La contienda política (y electoral) se ha reducido a la batalla del lenguaje, a la imposición estratégica de conceptos o etiquetas, independientemente de su correlación con los retos. Ganan las palabras reducidas a marcas, no las respuestas a las preguntas (es decir, a los problemas planteados). Así los diálogos, o el exigente y necesario debate político, se han transformado en un aberrante ejercicio contemporáneo del método Ollendorff.
El profesor Heinrich Gottfried Ollendorff inventó, a mediados del siglo XIX, el método que lleva su nombre para el aprendizaje de idiomas. Le hicieron famoso los diálogos que proponía para enseñar los adverbios comparativos: «¿Es tu primo más alto que mi hermana?», preguntaba uno de los personajes. «No», respondía el otro, «pero el jardín de mi tía es más grande que la granja de tu abuelo». El método se basaba en la emisión de frases cortas que incorporaban el vocabulario más usual y las construcciones gramaticales más frecuentes de la lengua a estudiar. Servía para «hablar», no para conversar, ni para comprenderse. El método se convirtió en una serie de diálogos absurdos e inconexos. Lo importante era la práctica, sin el menor contacto con el contexto, el sentido o la interpretación de la conversación. No había conflicto alguno porque no había correlación entre las preguntas y las respuestas.
— ¿Dónde vas?
— Manzanas traigo.
En España, el método Ollendorff fue introducido por el lingüista Eduardo Benot quien, en 1869, fue elegido diputado a las Cortes Constituyentes por Jerez de la Frontera. Miembro del Partido Republicano Federal e íntimo colaborador de Pi y Margall, en 1870 asumió la dirección del periódico La Igualdad y llegó a ocupar el Ministerio de Fomento. Triunfó como político más que como pedagogo. En pleno 2015, el método Ollendorff parece que revive en la política española, aunque no consiguiera demostrar su eficacia en el aprendizaje de lenguas, como el medio para hacerse comprender con otras culturas y personas. Sintomático. Preocupante. Hoy, el método aplicado a la comunicación política sirve para:
1. Responder, pero no contestar a lo que se te pregunta, entiendas (o no) la cuestión.
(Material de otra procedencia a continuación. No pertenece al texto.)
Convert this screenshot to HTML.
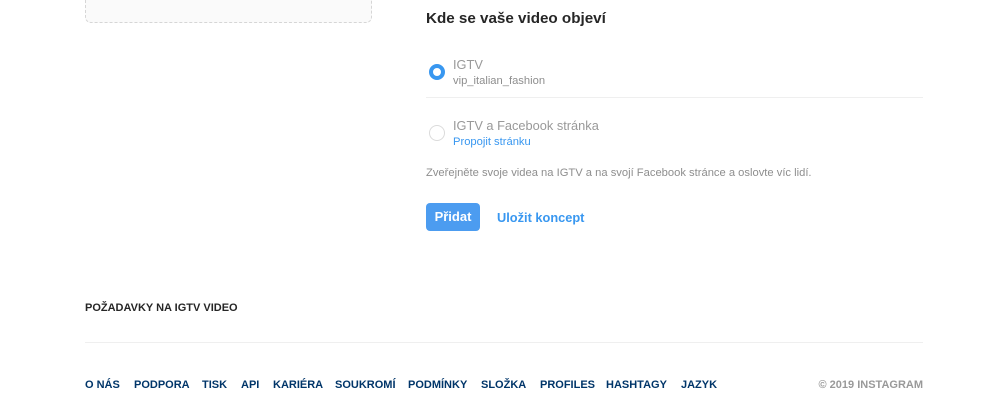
<!DOCTYPE html>
<html><head><meta charset="utf-8"><style>
*{margin:0;padding:0;box-sizing:border-box}
body{width:993px;height:406px;background:#fff;font-family:"Liberation Sans",Arial,sans-serif;position:relative;overflow:hidden}
.a{position:absolute;white-space:nowrap}
.box{position:absolute;left:85px;top:-10px;width:287px;height:33px;background:#fafafa;border:1px dashed #d6d6d6;border-radius:6px}
h2{font-size:15.2px;font-weight:bold;color:#262626}
.radio{position:absolute;width:16px;height:16px;border-radius:50%}
.f{font-size:11px;font-weight:bold;color:#003569;top:379px}
</style></head><body>
<div class="box"></div>
<h2 class="a" style="left:426px;top:10px">Kde se vaše video objeví</h2>
<div class="radio" style="left:429px;top:64px;border:4.5px solid #3897f0"></div>
<div class="a" style="left:453px;top:57px;font-size:12.8px;color:#999">IGTV</div>
<div class="a" style="left:453px;top:75px;font-size:11.2px;color:#8e8e8e">vip_italian_fashion</div>
<div class="a" style="left:426px;top:97px;width:497px;height:1px;background:#efefef"></div>
<div class="radio" style="left:429px;top:125px;border:1px solid #dbdbdb"></div>
<div class="a" style="left:453px;top:118px;font-size:12.8px;color:#999">IGTV a Facebook stránka</div>
<div class="a" style="left:453px;top:136px;font-size:11.2px;color:#3897f0">Propojit stránku</div>
<div class="a" style="left:426px;top:167px;font-size:11.2px;color:#8e8e8e">Zveřejněte svoje videa na IGTV a na svojí Facebook stránce a oslovte víc lidí.</div>
<div class="a" style="left:426px;top:203px;width:54px;height:28px;background:#4c9cf0;border-radius:4px;color:#fff;font-size:13px;font-weight:bold;line-height:28px;text-align:center">Přidat</div>
<div class="a" style="left:497px;top:210px;font-size:12.8px;font-weight:bold;color:#3897f0">Uložit koncept</div>
<div class="a" style="left:85px;top:302px;font-size:11px;font-weight:bold;color:#262626">POŽADAVKY NA IGTV VIDEO</div>
<div class="a" style="left:85px;top:342px;width:838px;height:1px;background:#efefef"></div>
<div class="a f" style="left:85px">O NÁS</div>
<div class="a f" style="left:134px">PODPORA</div>
<div class="a f" style="left:202px">TISK</div>
<div class="a f" style="left:241px">API</div>
<div class="a f" style="left:273px">KARIÉRA</div>
<div class="a f" style="left:335px">SOUKROMÍ</div>
<div class="a f" style="left:408px">PODMÍNKY</div>
<div class="a f" style="left:481px">SLOŽKA</div>
<div class="a f" style="left:540px">PROFILES</div>
<div class="a f" style="left:606px">HASHTAGY</div>
<div class="a f" style="left:681px">JAZYK</div>
<div class="a f" style="right:70px;color:#999">© 2019 INSTAGRAM</div>
</body></html>
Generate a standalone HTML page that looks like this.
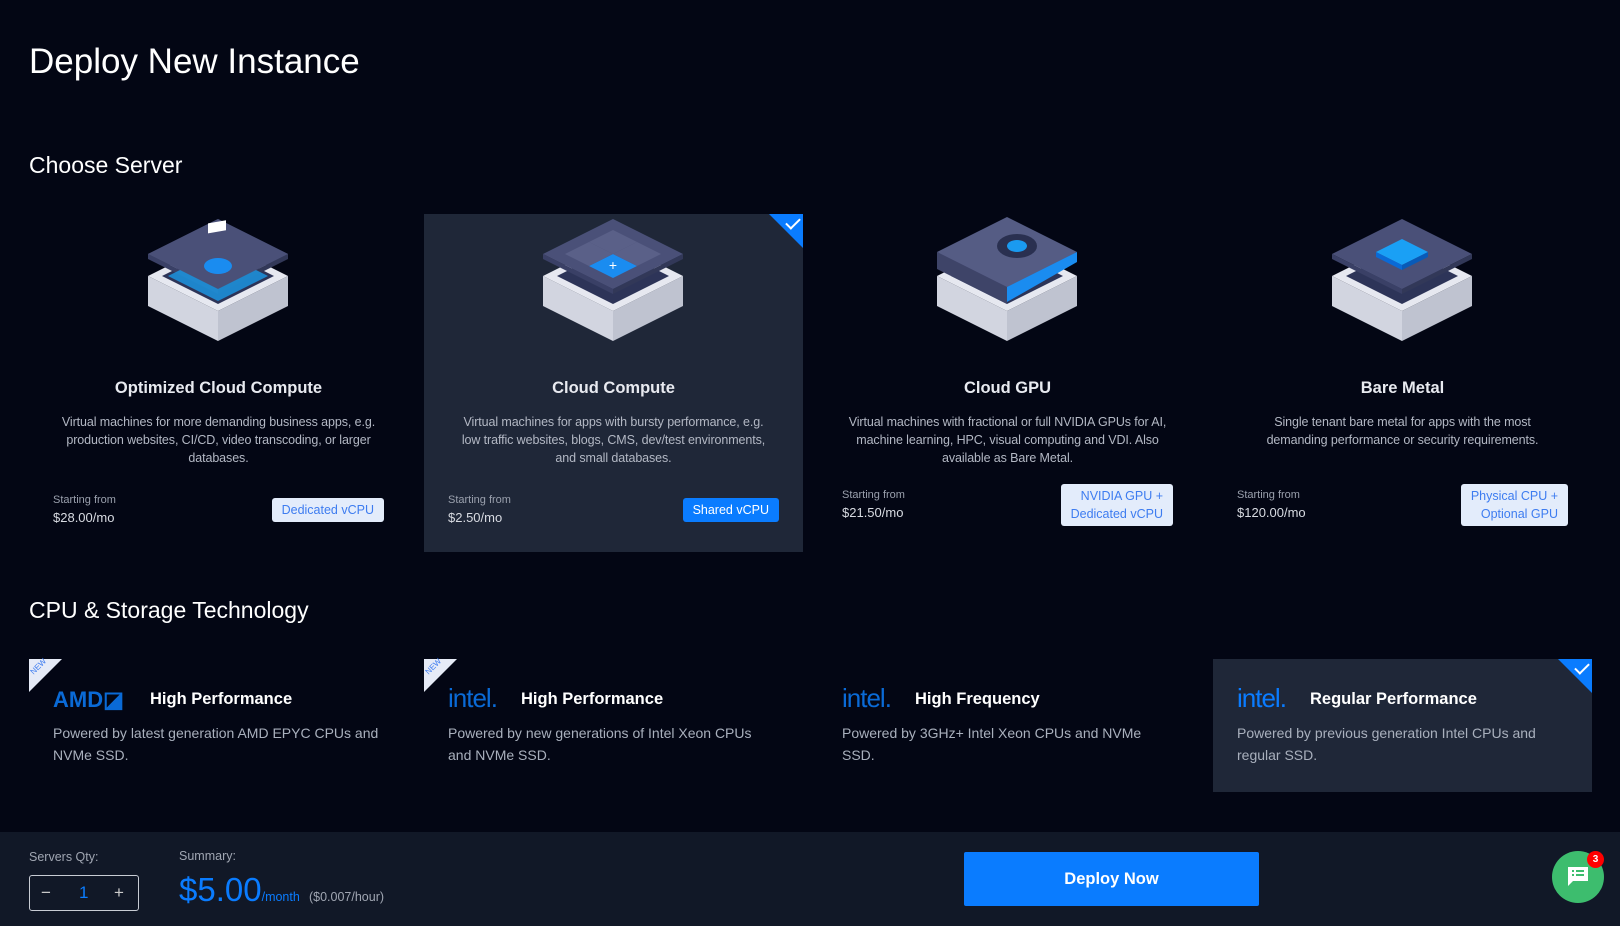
<!DOCTYPE html>
<html><head><meta charset="utf-8"><style>
*{margin:0;padding:0;box-sizing:border-box}
body{width:1620px;height:926px;background:#030614;font-family:"Liberation Sans",sans-serif;color:#fff;position:relative;overflow:hidden}
.a{position:absolute}
h1{position:absolute;left:29px;top:42px;font-size:35px;font-weight:400}
h2{position:absolute;font-size:23px;font-weight:400;left:29px}
.col{position:absolute;top:214px;width:379px;height:338px}
.col.sel{background:#1f2738}
.col .t{position:absolute;top:165px;width:100%;text-align:center;font-size:16.5px;font-weight:700;color:#e8eaf0}
.col .d{position:absolute;top:199px;left:0;right:0;text-align:center;font-size:12.5px;letter-spacing:-0.1px;line-height:18px;color:#b3b8c4;white-space:nowrap}
.col .s{position:absolute;left:24px;font-size:11px;color:#9aa0ad}
.col .p{position:absolute;left:24px;font-size:13px;color:#d8dbe2}
.btn{position:absolute;right:24px;background:#e3ecfb;color:#3d7cf0;font-size:12.5px;border-radius:3px;text-align:right;padding:3px 10px;line-height:18px}
.btn.b{background:#0a7cff;color:#fff}
.chk{position:absolute;right:0;top:0;width:0;height:0;border-top:34px solid #0a7cff;border-left:34px solid transparent}
.chk:after{content:"";position:absolute;left:-17px;top:-30px;width:12px;height:6px;border-left:2px solid #fff;border-bottom:2px solid #fff;transform:rotate(-45deg)}
.cc{position:absolute;top:659px;width:379px;height:133px}
.cc.sel{background:#1f2738}
.cc .t{position:absolute;left:121px;top:31px;font-size:16.5px;font-weight:700}
.cc .lg{position:absolute;left:24px;top:24px;font-size:26px;color:#0a6ad6;font-weight:400;letter-spacing:-1px}
.cc .d{position:absolute;left:24px;top:64px;font-size:14px;line-height:21.7px;color:#a9b0bd;white-space:nowrap}
.new{position:absolute;left:0;top:0;width:0;height:0;border-top:33px solid #e6ebf7;border-right:33px solid transparent}
.new span{position:absolute;left:0px;top:-30px;font-size:8px;color:#3d7cf0;transform:rotate(-45deg);display:block}
.foot{position:absolute;left:0;top:832px;width:1620px;height:94px;background:#111827}
</style></head><body>
<h1>Deploy New Instance</h1>
<h2 style="top:152px">Choose Server</h2>

<svg width="0" height="0" style="position:absolute"><defs>
<g id="box">
<polygon points="0,62 70,27 140,62 70,97" fill="#e6e8f0"/>
<polygon points="0,62 70,97 70,127 0,92" fill="#d2d5e0"/>
<polygon points="140,62 70,97 70,127 140,92" fill="#bfc3d0"/>
<polygon points="14,62 70,34 126,62 70,90" fill="#2d3458"/>
<polygon points="0,40 70,5 140,40 70,75" fill="#4a5078"/>
<polygon points="0,40 70,75 70,80 0,45" fill="#3a4066"/>
<polygon points="140,40 70,75 70,80 140,45" fill="#323858"/>
</g></defs></svg>

<div class="col" style="left:29px">
<svg class="a" style="left:119px;top:0" width="140" height="130"><use href="#box"/><polygon points="20,62 70,37 120,62 70,87" fill="#1a9ae8" opacity=".8"/><polygon points="0,40 70,5 140,40 70,75" fill="#4a5078"/><ellipse cx="70" cy="52" rx="14" ry="8" fill="#1a8cf0"/><rect x="60" y="20" width="18" height="10" fill="#fff" transform="skewY(-10)"/></svg>
<div class="t">Optimized Cloud Compute</div>
<div class="d">Virtual machines for more demanding business apps, e.g.<br>production websites, CI/CD, video transcoding, or larger<br>databases.</div>
<div class="s" style="top:280px">Starting from</div><div class="p" style="top:296px">$28.00/mo</div>
<div class="btn" style="top:284px">Dedicated vCPU</div>
</div>

<div class="col sel" style="left:424px">
<svg class="a" style="left:119px;top:0" width="140" height="130"><use href="#box"/><polygon points="46,52 70,40 94,52 70,64" fill="#1a8cf0"/><polygon points="22,40 46,28 70,40 46,52" fill="#5a6088"/><polygon points="70,40 94,28 118,40 94,52" fill="#5a6088"/><polygon points="46,28 70,16 94,28 70,40" fill="#5a6088"/><text x="70" y="56" fill="#fff" font-size="14" text-anchor="middle">+</text></svg>
<div class="chk"></div>
<div class="t">Cloud Compute</div>
<div class="d">Virtual machines for apps with bursty performance, e.g.<br>low traffic websites, blogs, CMS, dev/test environments,<br>and small databases.</div>
<div class="s" style="top:280px">Starting from</div><div class="p" style="top:296px">$2.50/mo</div>
<div class="btn b" style="top:284px">Shared vCPU</div>
</div>

<div class="col" style="left:818px">
<svg class="a" style="left:119px;top:0" width="140" height="130"><use href="#box"/><polygon points="0,38 70,3 140,38 70,73" fill="#555c84"/><polygon points="0,38 70,73 70,90 0,55" fill="#3e4468"/><polygon points="70,73 140,38 140,48 70,88" fill="#1a8cf0"/><ellipse cx="80" cy="32" rx="20" ry="12" fill="#2a3050"/><ellipse cx="80" cy="32" rx="10" ry="6" fill="#1a9af0"/></svg>
<div class="t">Cloud GPU</div>
<div class="d">Virtual machines with fractional or full NVIDIA GPUs for AI,<br>machine learning, HPC, visual computing and VDI. Also<br>available as Bare Metal.</div>
<div class="s" style="top:275px">Starting from</div><div class="p" style="top:291px">$21.50/mo</div>
<div class="btn" style="top:270px">NVIDIA GPU +<br>Dedicated vCPU</div>
</div>

<div class="col" style="left:1213px">
<svg class="a" style="left:119px;top:0" width="140" height="130"><use href="#box"/><polygon points="44,38 70,25 96,38 70,51" fill="#1aa0f5"/><polygon points="44,38 70,51 70,56 44,43" fill="#0a6ad6"/><polygon points="96,38 70,51 70,56 96,43" fill="#085ab8"/></svg>
<div class="t">Bare Metal</div>
<div class="d">Single tenant bare metal for apps with the most<br>demanding performance or security requirements.</div>
<div class="s" style="top:275px">Starting from</div><div class="p" style="top:291px">$120.00/mo</div>
<div class="btn" style="top:270px">Physical CPU +<br>Optional GPU</div>
</div>

<h2 style="top:597px">CPU &amp; Storage Technology</h2>

<div class="cc" style="left:29px"><div class="new"><span>NEW</span></div><div class="lg" style="font-weight:700;font-size:22px;top:28px;letter-spacing:0">AMD◪</div><div class="t" style="left:121px">High Performance</div><div class="d">Powered by latest generation AMD EPYC CPUs and<br>NVMe SSD.</div></div>
<div class="cc" style="left:424px"><div class="new"><span>NEW</span></div><div class="lg">intel.</div><div class="t" style="left:97px">High Performance</div><div class="d">Powered by new generations of Intel Xeon CPUs<br>and NVMe SSD.</div></div>
<div class="cc" style="left:818px"><div class="lg">intel.</div><div class="t" style="left:97px">High Frequency</div><div class="d">Powered by 3GHz+ Intel Xeon CPUs and NVMe<br>SSD.</div></div>
<div class="cc sel" style="left:1213px"><div class="chk"></div><div class="lg" style="color:#0a7cff">intel.</div><div class="t" style="left:97px">Regular Performance</div><div class="d">Powered by previous generation Intel CPUs and<br>regular SSD.</div></div>

<div class="foot">
<div class="a" style="left:29px;top:18px;font-size:12.5px;color:#a0a6b2">Servers Qty:</div>
<div class="a" style="left:29px;top:43px;width:110px;height:36px;border:1px solid #c8ccd4;border-radius:3px;font-size:17px;line-height:34px">
<span class="a" style="left:11px;color:#ccc">−</span><span class="a" style="left:49px;color:#0a7cff">1</span><span class="a" style="left:84px;color:#ccc">+</span></div>
<div class="a" style="left:179px;top:17px;font-size:12.5px;color:#a0a6b2">Summary:</div>
<div class="a" style="left:179px;top:39px;font-size:33px;color:#0a7cff;white-space:nowrap">$5.00<span style="font-size:12.5px">/month</span> <span style="font-size:12.5px;color:#a0a6b2">($0.007/hour)</span></div>
<div class="a" style="left:964px;top:20px;width:295px;height:54px;background:#0a7cff;border-radius:2px;text-align:center;line-height:54px;font-size:16.5px;font-weight:700">Deploy Now</div>
<div class="a" style="left:1552px;top:19px;width:52px;height:52px;border-radius:50%;background:#3dbd6e"><svg width="52" height="52"><path d="M16 16h20v14H21l-5 5z" fill="#fff"/><rect x="20" y="19" width="2" height="2" fill="#3dbd6e"/><rect x="24" y="19" width="8" height="2" fill="#3dbd6e"/><rect x="20" y="23" width="2" height="2" fill="#3dbd6e"/><rect x="24" y="23" width="8" height="2" fill="#3dbd6e"/></svg></div>
<div class="a" style="left:1587px;top:19px;width:17px;height:17px;border-radius:50%;background:#f00;font-size:10px;font-weight:700;text-align:center;line-height:17px">3</div>
</div>
</body></html>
2. Hablar de un tema sin necesidad de establecer un diálogo. Sin pretender comprender, ni convencer por el debate. Cambiar la discusión por el discurso. La comprensión por la emisión. Se trata de ocupar el diálogo con palabras, aunque no se correspondan con la realidad, la interlocución o la cuestión que se aborda.
3. Desviar la atención.
4. Aparentar. Para ocultar, evitar o ganar tiempo. Para mostrar poder sin conocimiento. Ni discernimiento.
5. Reducir el diálogo y el debate de las ideas, substituyéndolo por una concatenación de frases no relacionadas. Hacer de la simple secuencia, correlativa y alterna, la esencia de una conversación o un debate público. Es decir: negar el sentido íntimo y último a las palabras para convertirlas en sonidos, en decibelios, casi en un objeto físico. En esta liga absurda… el más grande, el que más grita, el que pisa verbalmente a su interlocutor… ¿gana?
6. Hablar sin pensar. Responder sin escuchar, con oír es suficiente.
7. Responder sin cansarse (y sin inmutarse), y garantizar tener siempre la oportunidad de la última palabra.
Estamos en un desafío monumental. La irrupción del método Ollendorff, con sus ventajas aparentes (por más tristes que sean), simplifica el debate para crear un artificio democrático. Sin diálogo real no hay democracia, sin debates no hay cultura democrática, hay ruido democrático, que no es lo mismo. En la política reducida a simple publicidad, ganan los que más medios tienen. En la conversación política, ganan los que más argumentos y razones esgrimen. Esta es la ecuación. Y la elección. También para las nuevas ofertas políticas, que han hecho del lenguaje su ariete demoledor.